== WHAT YOU HAVE TO DO ==
Every record must be repeated exactly; omit any pictures they contain.

== THE RECORDS ==
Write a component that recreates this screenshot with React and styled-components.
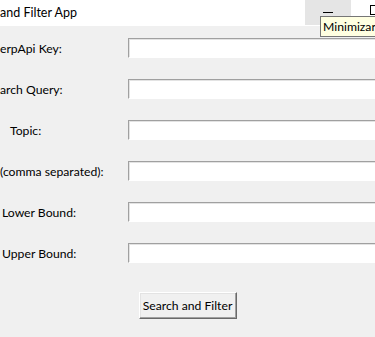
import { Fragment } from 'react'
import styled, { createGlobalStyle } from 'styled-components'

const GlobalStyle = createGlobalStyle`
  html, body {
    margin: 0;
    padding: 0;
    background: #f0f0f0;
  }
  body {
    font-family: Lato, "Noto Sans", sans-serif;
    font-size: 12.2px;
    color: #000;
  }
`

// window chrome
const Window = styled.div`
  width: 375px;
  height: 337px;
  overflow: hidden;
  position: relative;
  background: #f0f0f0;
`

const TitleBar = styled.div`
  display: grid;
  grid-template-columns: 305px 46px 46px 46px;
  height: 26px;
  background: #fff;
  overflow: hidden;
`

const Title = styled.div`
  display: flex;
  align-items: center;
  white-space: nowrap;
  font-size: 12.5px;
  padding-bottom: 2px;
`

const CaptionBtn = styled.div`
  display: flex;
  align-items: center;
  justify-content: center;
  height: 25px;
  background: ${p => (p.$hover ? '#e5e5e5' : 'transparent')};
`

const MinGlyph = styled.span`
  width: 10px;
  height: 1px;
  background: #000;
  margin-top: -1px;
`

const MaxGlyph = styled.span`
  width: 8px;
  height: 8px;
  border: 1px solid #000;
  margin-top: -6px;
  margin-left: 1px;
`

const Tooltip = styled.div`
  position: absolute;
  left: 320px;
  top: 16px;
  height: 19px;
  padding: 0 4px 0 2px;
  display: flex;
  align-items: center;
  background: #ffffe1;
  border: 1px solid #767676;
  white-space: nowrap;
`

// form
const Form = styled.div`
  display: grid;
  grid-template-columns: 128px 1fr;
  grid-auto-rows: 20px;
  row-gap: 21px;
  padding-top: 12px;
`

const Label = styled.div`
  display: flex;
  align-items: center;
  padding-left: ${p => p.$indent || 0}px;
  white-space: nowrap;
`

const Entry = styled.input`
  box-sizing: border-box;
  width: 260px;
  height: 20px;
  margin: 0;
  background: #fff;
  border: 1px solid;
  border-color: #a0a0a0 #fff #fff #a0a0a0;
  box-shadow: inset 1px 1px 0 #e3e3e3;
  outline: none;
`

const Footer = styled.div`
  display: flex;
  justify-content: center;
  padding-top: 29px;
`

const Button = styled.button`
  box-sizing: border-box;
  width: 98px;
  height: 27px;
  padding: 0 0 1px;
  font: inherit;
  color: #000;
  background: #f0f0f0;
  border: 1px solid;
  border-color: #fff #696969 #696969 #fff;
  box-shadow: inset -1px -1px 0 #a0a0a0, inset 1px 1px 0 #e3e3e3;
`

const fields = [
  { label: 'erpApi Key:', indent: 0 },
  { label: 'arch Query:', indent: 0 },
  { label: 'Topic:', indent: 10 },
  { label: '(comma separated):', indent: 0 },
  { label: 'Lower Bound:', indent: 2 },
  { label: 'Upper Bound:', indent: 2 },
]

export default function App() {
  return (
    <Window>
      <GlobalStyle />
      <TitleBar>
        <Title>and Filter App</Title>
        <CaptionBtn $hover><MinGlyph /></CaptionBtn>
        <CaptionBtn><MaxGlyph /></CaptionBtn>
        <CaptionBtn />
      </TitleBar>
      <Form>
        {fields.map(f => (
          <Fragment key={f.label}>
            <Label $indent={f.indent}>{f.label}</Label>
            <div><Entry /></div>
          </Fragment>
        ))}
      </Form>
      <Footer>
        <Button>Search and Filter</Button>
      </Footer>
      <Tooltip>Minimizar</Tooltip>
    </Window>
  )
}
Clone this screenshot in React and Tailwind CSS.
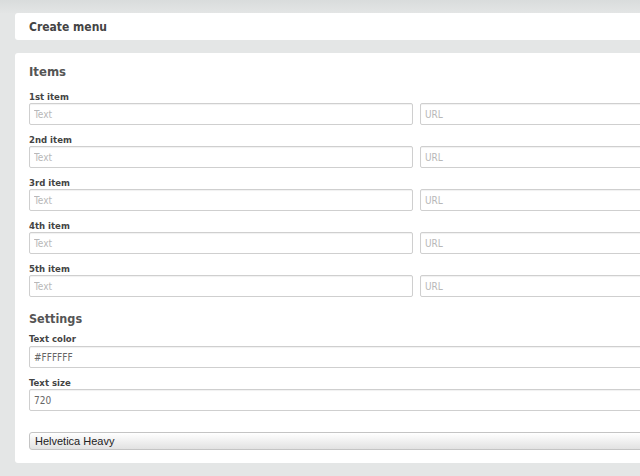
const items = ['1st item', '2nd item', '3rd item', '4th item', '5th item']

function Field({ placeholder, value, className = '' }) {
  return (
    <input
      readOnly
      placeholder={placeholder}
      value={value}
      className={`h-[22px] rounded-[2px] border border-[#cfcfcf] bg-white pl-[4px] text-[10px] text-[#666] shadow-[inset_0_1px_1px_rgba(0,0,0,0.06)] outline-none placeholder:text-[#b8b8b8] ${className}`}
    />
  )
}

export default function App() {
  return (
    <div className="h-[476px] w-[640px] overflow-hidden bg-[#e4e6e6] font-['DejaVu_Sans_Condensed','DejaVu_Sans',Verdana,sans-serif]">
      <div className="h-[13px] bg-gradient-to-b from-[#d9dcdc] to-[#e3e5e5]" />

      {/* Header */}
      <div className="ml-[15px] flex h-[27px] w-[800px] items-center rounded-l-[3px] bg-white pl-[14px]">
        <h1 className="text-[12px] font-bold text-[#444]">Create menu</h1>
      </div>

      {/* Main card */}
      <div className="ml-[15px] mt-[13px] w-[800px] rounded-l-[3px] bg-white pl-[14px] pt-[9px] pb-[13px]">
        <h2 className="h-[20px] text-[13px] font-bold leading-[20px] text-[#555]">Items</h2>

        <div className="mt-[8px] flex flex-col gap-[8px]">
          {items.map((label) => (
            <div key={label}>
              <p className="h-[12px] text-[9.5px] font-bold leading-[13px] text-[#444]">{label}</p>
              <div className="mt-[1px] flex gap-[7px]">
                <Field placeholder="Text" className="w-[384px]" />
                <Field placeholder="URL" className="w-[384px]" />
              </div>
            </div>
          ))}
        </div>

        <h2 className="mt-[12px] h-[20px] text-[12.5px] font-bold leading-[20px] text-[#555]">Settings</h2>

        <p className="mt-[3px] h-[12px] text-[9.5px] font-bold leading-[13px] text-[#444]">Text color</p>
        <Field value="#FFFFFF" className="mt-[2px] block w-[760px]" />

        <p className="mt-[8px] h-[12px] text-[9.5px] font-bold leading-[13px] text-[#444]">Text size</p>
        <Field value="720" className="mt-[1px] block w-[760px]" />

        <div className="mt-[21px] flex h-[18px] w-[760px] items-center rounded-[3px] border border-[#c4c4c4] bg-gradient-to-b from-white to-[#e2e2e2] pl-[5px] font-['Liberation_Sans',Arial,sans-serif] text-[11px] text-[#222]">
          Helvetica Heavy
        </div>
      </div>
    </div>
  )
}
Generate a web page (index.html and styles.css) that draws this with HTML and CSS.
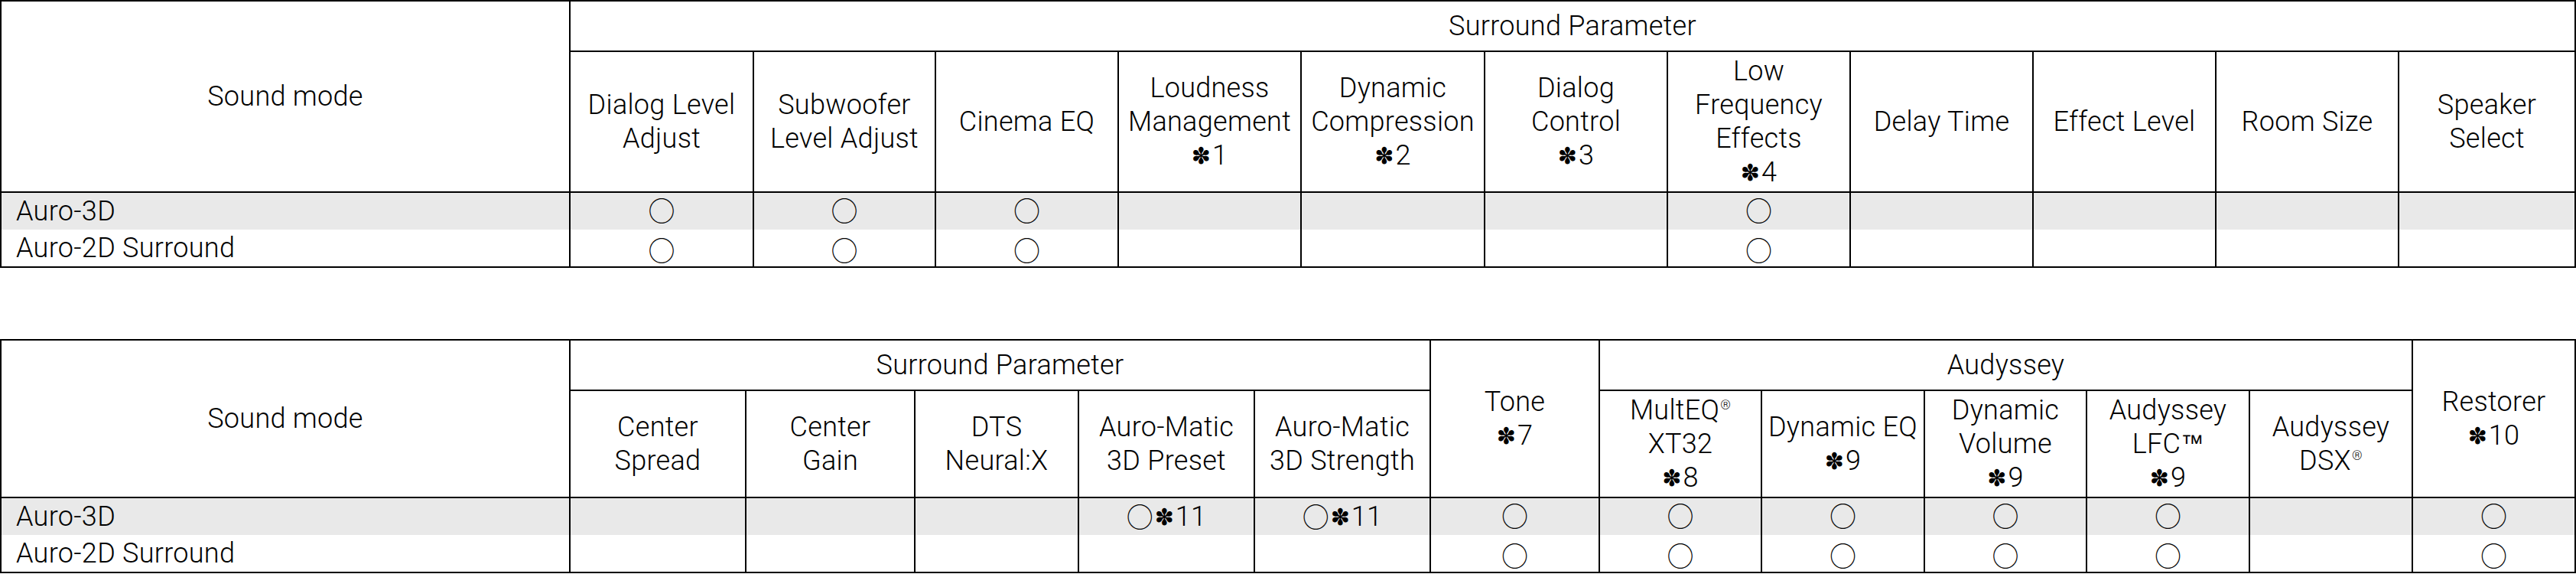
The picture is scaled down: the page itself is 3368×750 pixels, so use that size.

== SOLUTION TO THIS TASK ==
Write a component that recreates this screenshot with React and styled-components.
import { Fragment } from 'react'
import styled, { createGlobalStyle } from 'styled-components'

const GlobalStyle = createGlobalStyle`
  html, body {
    margin: 0;
    padding: 0;
    background: #f0f0f0;
  }
  body {
    font-family: Lato, "Noto Sans", sans-serif;
    font-size: 12.2px;
    color: #000;
  }
`

// window chrome
const Window = styled.div`
  width: 375px;
  height: 337px;
  overflow: hidden;
  position: relative;
  background: #f0f0f0;
`

const TitleBar = styled.div`
  display: grid;
  grid-template-columns: 305px 46px 46px 46px;
  height: 26px;
  background: #fff;
  overflow: hidden;
`

const Title = styled.div`
  display: flex;
  align-items: center;
  white-space: nowrap;
  font-size: 12.5px;
  padding-bottom: 2px;
`

const CaptionBtn = styled.div`
  display: flex;
  align-items: center;
  justify-content: center;
  height: 25px;
  background: ${p => (p.$hover ? '#e5e5e5' : 'transparent')};
`

const MinGlyph = styled.span`
  width: 10px;
  height: 1px;
  background: #000;
  margin-top: -1px;
`

const MaxGlyph = styled.span`
  width: 8px;
  height: 8px;
  border: 1px solid #000;
  margin-top: -6px;
  margin-left: 1px;
`

const Tooltip = styled.div`
  position: absolute;
  left: 320px;
  top: 16px;
  height: 19px;
  padding: 0 4px 0 2px;
  display: flex;
  align-items: center;
  background: #ffffe1;
  border: 1px solid #767676;
  white-space: nowrap;
`

// form
const Form = styled.div`
  display: grid;
  grid-template-columns: 128px 1fr;
  grid-auto-rows: 20px;
  row-gap: 21px;
  padding-top: 12px;
`

const Label = styled.div`
  display: flex;
  align-items: center;
  padding-left: ${p => p.$indent || 0}px;
  white-space: nowrap;
`

const Entry = styled.input`
  box-sizing: border-box;
  width: 260px;
  height: 20px;
  margin: 0;
  background: #fff;
  border: 1px solid;
  border-color: #a0a0a0 #fff #fff #a0a0a0;
  box-shadow: inset 1px 1px 0 #e3e3e3;
  outline: none;
`

const Footer = styled.div`
  display: flex;
  justify-content: center;
  padding-top: 29px;
`

const Button = styled.button`
  box-sizing: border-box;
  width: 98px;
  height: 27px;
  padding: 0 0 1px;
  font: inherit;
  color: #000;
  background: #f0f0f0;
  border: 1px solid;
  border-color: #fff #696969 #696969 #fff;
  box-shadow: inset -1px -1px 0 #a0a0a0, inset 1px 1px 0 #e3e3e3;
`

const fields = [
  { label: 'erpApi Key:', indent: 0 },
  { label: 'arch Query:', indent: 0 },
  { label: 'Topic:', indent: 10 },
  { label: '(comma separated):', indent: 0 },
  { label: 'Lower Bound:', indent: 2 },
  { label: 'Upper Bound:', indent: 2 },
]

export default function App() {
  return (
    <Window>
      <GlobalStyle />
      <TitleBar>
        <Title>and Filter App</Title>
        <CaptionBtn $hover><MinGlyph /></CaptionBtn>
        <CaptionBtn><MaxGlyph /></CaptionBtn>
        <CaptionBtn />
      </TitleBar>
      <Form>
        {fields.map(f => (
          <Fragment key={f.label}>
            <Label $indent={f.indent}>{f.label}</Label>
            <div><Entry /></div>
          </Fragment>
        ))}
      </Form>
      <Footer>
        <Button>Search and Filter</Button>
      </Footer>
      <Tooltip>Minimizar</Tooltip>
    </Window>
  )
}
Clone this screenshot in React and Tailwind CSS.
const items = ['1st item', '2nd item', '3rd item', '4th item', '5th item']

function Field({ placeholder, value, className = '' }) {
  return (
    <input
      readOnly
      placeholder={placeholder}
      value={value}
      className={`h-[22px] rounded-[2px] border border-[#cfcfcf] bg-white pl-[4px] text-[10px] text-[#666] shadow-[inset_0_1px_1px_rgba(0,0,0,0.06)] outline-none placeholder:text-[#b8b8b8] ${className}`}
    />
  )
}

export default function App() {
  return (
    <div className="h-[476px] w-[640px] overflow-hidden bg-[#e4e6e6] font-['DejaVu_Sans_Condensed','DejaVu_Sans',Verdana,sans-serif]">
      <div className="h-[13px] bg-gradient-to-b from-[#d9dcdc] to-[#e3e5e5]" />

      {/* Header */}
      <div className="ml-[15px] flex h-[27px] w-[800px] items-center rounded-l-[3px] bg-white pl-[14px]">
        <h1 className="text-[12px] font-bold text-[#444]">Create menu</h1>
      </div>

      {/* Main card */}
      <div className="ml-[15px] mt-[13px] w-[800px] rounded-l-[3px] bg-white pl-[14px] pt-[9px] pb-[13px]">
        <h2 className="h-[20px] text-[13px] font-bold leading-[20px] text-[#555]">Items</h2>

        <div className="mt-[8px] flex flex-col gap-[8px]">
          {items.map((label) => (
            <div key={label}>
              <p className="h-[12px] text-[9.5px] font-bold leading-[13px] text-[#444]">{label}</p>
              <div className="mt-[1px] flex gap-[7px]">
                <Field placeholder="Text" className="w-[384px]" />
                <Field placeholder="URL" className="w-[384px]" />
              </div>
            </div>
          ))}
        </div>

        <h2 className="mt-[12px] h-[20px] text-[12.5px] font-bold leading-[20px] text-[#555]">Settings</h2>

        <p className="mt-[3px] h-[12px] text-[9.5px] font-bold leading-[13px] text-[#444]">Text color</p>
        <Field value="#FFFFFF" className="mt-[2px] block w-[760px]" />

        <p className="mt-[8px] h-[12px] text-[9.5px] font-bold leading-[13px] text-[#444]">Text size</p>
        <Field value="720" className="mt-[1px] block w-[760px]" />

        <div className="mt-[21px] flex h-[18px] w-[760px] items-center rounded-[3px] border border-[#c4c4c4] bg-gradient-to-b from-white to-[#e2e2e2] pl-[5px] font-['Liberation_Sans',Arial,sans-serif] text-[11px] text-[#222]">
          Helvetica Heavy
        </div>
      </div>
    </div>
  )
}
Generate a web page (index.html and styles.css) that draws this with HTML and CSS.
The picture is scaled down: the page itself is 3368×750 pixels, so use that size.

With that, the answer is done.